GIVEN INSTRUCTION - Each line that holds the word "Components" counts once; give the total for the records below and nothing else.

## Start DATA PROVIDED

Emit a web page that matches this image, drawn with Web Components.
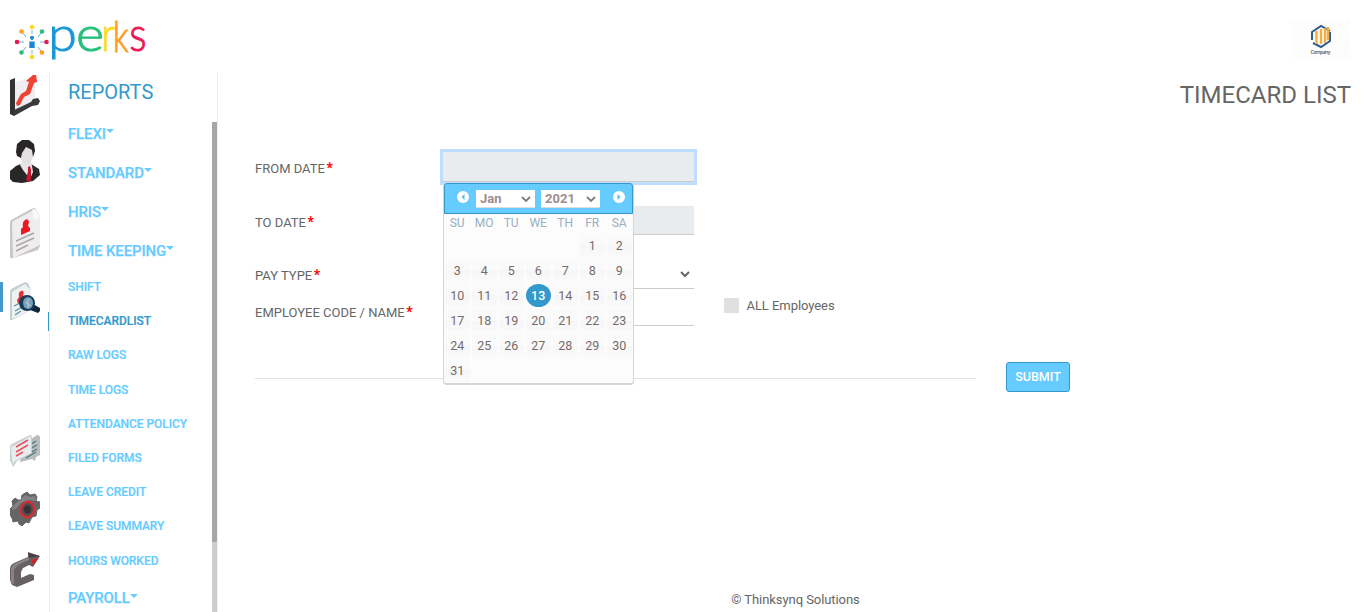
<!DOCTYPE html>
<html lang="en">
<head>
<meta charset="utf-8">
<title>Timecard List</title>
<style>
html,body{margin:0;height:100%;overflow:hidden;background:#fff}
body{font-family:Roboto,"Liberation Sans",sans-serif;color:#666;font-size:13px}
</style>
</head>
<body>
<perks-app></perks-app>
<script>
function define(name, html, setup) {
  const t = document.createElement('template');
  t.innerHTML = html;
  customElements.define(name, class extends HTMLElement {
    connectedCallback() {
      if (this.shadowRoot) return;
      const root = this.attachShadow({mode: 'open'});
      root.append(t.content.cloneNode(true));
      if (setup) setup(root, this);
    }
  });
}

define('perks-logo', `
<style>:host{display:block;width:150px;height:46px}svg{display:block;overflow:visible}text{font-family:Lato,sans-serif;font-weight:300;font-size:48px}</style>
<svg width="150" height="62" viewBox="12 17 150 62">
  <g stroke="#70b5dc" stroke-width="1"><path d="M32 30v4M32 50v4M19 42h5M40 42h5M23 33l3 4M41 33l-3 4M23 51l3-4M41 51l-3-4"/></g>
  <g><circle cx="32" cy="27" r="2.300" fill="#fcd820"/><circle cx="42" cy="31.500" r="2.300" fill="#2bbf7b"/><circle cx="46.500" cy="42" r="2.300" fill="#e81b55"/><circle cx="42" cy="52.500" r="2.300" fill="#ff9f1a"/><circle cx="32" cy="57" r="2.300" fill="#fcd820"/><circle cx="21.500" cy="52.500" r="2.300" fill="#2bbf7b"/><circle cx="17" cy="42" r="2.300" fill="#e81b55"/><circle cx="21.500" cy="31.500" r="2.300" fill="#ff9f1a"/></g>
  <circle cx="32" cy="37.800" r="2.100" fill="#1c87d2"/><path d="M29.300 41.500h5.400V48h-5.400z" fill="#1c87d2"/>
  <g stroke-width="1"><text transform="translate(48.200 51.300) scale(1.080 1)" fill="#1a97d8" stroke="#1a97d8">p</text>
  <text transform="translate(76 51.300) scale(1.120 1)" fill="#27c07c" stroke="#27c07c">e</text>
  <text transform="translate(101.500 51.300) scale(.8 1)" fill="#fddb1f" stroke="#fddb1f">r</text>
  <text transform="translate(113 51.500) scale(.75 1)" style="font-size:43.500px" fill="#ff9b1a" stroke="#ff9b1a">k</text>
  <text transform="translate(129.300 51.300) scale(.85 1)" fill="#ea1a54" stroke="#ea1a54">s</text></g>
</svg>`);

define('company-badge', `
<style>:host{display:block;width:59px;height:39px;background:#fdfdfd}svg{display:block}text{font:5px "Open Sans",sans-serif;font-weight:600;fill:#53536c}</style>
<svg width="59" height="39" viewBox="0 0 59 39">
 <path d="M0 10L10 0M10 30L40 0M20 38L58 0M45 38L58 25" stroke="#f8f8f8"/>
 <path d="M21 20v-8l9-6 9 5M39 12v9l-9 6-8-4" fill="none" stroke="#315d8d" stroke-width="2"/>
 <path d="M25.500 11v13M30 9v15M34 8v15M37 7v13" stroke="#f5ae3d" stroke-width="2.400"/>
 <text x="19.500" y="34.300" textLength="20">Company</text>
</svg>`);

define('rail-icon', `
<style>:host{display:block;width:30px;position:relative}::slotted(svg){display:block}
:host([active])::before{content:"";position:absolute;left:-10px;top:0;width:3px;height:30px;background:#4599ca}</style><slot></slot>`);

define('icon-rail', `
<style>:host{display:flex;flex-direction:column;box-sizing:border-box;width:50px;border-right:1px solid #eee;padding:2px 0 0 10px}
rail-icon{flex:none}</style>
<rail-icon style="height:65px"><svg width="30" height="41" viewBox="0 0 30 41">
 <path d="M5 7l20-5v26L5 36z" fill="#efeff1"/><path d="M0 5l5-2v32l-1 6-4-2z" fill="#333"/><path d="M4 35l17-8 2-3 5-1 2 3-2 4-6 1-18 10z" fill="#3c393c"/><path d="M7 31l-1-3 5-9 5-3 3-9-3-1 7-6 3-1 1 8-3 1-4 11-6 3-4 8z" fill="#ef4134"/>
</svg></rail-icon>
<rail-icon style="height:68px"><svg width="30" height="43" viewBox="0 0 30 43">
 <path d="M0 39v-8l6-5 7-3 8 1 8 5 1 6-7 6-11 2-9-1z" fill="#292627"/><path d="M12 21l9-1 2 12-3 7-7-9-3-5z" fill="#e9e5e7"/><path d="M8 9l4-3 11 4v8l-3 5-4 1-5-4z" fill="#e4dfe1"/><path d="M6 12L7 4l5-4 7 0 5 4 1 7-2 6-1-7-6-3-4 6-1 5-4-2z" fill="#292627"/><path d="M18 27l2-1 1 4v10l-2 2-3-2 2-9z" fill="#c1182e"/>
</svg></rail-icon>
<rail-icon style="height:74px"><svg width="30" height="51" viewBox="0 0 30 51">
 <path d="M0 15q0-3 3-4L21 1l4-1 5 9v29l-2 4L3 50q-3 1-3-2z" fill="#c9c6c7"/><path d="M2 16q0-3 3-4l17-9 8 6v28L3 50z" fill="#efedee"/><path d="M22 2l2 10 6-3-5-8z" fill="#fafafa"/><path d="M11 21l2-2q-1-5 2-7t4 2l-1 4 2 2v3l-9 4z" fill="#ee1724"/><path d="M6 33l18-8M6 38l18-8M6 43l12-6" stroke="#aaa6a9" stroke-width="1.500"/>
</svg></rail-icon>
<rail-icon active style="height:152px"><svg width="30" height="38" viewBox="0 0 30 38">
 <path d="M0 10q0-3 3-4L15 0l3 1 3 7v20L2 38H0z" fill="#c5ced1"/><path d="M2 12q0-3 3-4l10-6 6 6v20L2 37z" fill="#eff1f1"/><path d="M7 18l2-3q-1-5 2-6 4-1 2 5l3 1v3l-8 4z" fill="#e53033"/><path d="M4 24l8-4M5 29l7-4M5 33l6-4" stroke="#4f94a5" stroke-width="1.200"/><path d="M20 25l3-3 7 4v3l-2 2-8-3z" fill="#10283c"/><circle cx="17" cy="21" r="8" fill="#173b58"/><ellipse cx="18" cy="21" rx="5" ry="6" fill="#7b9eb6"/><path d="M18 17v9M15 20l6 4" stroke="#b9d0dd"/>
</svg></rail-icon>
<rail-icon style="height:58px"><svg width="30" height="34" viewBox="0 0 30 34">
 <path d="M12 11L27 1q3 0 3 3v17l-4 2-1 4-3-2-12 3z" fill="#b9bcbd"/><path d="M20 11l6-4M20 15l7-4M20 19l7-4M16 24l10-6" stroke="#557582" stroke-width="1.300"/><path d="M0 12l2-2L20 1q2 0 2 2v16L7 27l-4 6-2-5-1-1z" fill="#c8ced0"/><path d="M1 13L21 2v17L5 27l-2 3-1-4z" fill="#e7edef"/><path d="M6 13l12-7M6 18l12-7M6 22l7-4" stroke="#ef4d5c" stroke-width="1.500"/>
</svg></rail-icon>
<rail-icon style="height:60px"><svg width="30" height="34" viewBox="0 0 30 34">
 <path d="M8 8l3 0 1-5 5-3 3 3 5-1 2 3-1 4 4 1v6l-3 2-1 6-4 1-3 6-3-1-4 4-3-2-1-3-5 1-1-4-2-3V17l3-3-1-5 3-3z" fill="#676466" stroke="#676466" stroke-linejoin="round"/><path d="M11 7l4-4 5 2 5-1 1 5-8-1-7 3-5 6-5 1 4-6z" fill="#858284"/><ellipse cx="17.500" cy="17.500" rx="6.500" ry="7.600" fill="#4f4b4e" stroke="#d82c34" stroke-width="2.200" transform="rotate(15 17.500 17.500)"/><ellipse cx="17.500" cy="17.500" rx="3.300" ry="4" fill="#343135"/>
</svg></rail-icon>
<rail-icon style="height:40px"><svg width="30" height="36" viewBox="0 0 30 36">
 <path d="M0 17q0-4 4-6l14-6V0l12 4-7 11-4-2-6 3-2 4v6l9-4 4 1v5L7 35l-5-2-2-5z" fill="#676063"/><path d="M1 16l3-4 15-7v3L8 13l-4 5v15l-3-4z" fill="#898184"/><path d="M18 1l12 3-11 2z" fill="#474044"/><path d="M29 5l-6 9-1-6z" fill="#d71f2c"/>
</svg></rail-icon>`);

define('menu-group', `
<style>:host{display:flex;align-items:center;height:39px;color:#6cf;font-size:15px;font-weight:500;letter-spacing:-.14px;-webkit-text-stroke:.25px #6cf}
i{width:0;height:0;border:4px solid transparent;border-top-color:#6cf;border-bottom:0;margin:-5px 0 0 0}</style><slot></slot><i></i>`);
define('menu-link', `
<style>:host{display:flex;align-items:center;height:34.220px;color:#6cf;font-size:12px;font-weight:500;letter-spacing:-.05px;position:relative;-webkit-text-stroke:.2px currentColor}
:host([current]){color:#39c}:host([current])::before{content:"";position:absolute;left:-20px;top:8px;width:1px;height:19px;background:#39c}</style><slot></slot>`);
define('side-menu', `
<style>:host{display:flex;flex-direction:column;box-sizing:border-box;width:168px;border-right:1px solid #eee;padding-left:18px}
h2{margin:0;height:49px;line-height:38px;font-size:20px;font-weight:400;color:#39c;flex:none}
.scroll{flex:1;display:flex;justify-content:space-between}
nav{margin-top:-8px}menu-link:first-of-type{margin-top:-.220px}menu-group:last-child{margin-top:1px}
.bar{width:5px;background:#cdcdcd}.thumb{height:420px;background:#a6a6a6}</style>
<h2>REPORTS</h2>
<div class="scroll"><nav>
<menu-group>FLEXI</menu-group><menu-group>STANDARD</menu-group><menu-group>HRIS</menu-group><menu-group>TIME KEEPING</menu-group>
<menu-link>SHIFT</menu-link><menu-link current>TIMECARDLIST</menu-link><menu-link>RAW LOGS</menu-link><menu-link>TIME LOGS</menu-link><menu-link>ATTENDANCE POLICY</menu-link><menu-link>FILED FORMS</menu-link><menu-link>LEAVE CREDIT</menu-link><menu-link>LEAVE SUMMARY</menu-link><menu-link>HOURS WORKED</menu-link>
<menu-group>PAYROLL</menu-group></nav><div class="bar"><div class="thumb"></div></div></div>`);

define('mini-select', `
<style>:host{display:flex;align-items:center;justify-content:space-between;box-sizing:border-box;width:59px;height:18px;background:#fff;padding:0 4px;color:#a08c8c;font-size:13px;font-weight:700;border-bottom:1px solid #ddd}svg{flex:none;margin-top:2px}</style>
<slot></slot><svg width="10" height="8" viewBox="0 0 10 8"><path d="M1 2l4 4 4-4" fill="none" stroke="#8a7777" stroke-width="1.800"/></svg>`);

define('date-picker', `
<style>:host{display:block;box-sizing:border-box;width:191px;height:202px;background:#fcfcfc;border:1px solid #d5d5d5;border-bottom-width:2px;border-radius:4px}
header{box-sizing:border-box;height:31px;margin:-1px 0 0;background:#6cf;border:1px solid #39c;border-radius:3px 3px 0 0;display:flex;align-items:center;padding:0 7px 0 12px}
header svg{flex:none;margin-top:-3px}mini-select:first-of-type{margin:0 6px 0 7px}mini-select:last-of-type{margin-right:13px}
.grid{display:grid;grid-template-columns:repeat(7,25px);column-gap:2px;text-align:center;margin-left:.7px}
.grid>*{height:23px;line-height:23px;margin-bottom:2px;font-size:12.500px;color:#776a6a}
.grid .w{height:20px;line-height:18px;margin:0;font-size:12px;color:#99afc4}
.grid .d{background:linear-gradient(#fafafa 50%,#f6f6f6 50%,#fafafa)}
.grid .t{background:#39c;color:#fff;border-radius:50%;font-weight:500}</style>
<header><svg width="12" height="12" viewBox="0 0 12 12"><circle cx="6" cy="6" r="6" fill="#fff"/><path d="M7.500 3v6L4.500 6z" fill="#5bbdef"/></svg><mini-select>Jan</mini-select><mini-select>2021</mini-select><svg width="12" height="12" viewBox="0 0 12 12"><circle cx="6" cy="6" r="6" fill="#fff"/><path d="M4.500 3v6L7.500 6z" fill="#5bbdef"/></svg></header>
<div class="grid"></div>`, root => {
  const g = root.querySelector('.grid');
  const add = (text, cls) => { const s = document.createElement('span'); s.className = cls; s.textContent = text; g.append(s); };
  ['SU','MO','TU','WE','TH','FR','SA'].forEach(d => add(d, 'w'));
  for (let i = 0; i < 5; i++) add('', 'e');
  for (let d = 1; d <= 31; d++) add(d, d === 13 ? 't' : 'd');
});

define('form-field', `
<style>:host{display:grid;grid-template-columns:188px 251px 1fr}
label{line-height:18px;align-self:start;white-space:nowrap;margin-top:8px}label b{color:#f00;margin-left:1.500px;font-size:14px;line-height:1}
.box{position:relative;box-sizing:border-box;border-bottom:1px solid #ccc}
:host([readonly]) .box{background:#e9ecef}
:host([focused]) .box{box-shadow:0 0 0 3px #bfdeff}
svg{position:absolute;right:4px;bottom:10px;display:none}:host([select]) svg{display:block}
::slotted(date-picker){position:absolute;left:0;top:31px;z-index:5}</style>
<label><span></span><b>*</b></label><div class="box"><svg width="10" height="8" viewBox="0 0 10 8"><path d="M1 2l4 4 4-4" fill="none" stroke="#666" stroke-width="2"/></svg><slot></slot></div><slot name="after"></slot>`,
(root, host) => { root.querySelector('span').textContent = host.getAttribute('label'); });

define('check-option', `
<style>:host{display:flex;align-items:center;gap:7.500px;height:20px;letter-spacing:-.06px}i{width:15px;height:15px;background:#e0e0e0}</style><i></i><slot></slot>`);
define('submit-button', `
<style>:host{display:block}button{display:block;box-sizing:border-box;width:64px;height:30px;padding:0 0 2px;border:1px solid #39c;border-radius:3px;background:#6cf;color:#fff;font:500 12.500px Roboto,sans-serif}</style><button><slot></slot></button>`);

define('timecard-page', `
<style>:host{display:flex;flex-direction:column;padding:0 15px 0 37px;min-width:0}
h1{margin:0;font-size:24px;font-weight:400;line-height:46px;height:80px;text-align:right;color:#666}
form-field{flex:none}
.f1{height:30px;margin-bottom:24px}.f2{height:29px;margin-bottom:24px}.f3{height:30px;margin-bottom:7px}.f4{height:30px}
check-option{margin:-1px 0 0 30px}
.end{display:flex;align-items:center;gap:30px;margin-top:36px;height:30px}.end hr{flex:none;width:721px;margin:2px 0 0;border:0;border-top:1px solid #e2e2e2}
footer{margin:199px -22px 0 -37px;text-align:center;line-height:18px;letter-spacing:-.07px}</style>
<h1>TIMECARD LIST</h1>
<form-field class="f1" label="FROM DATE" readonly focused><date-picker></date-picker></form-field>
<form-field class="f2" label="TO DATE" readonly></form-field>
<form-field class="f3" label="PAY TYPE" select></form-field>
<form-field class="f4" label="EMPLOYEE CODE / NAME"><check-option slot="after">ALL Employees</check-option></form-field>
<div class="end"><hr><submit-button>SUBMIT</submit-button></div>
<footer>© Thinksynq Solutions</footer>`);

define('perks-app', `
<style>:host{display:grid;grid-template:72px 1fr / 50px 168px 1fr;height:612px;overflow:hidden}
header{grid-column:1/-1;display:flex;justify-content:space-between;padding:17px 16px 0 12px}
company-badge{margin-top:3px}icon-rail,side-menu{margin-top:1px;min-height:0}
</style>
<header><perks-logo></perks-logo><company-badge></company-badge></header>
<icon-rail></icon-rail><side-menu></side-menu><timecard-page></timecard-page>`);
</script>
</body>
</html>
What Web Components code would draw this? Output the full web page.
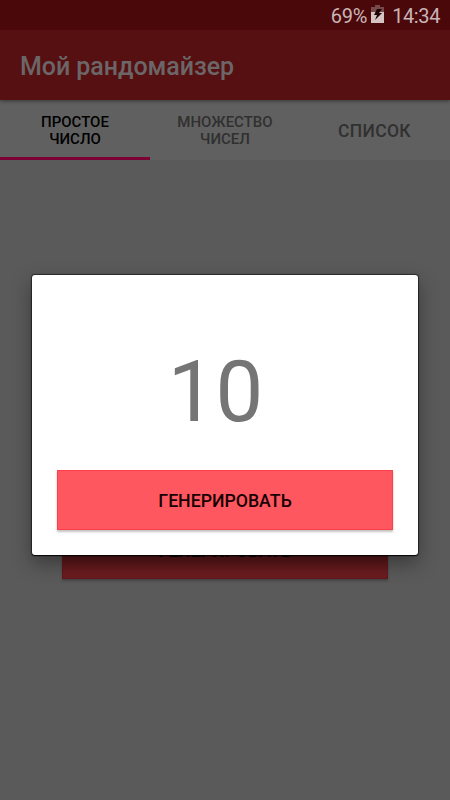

## End DATA PROVIDED

TASK ANSWER - 2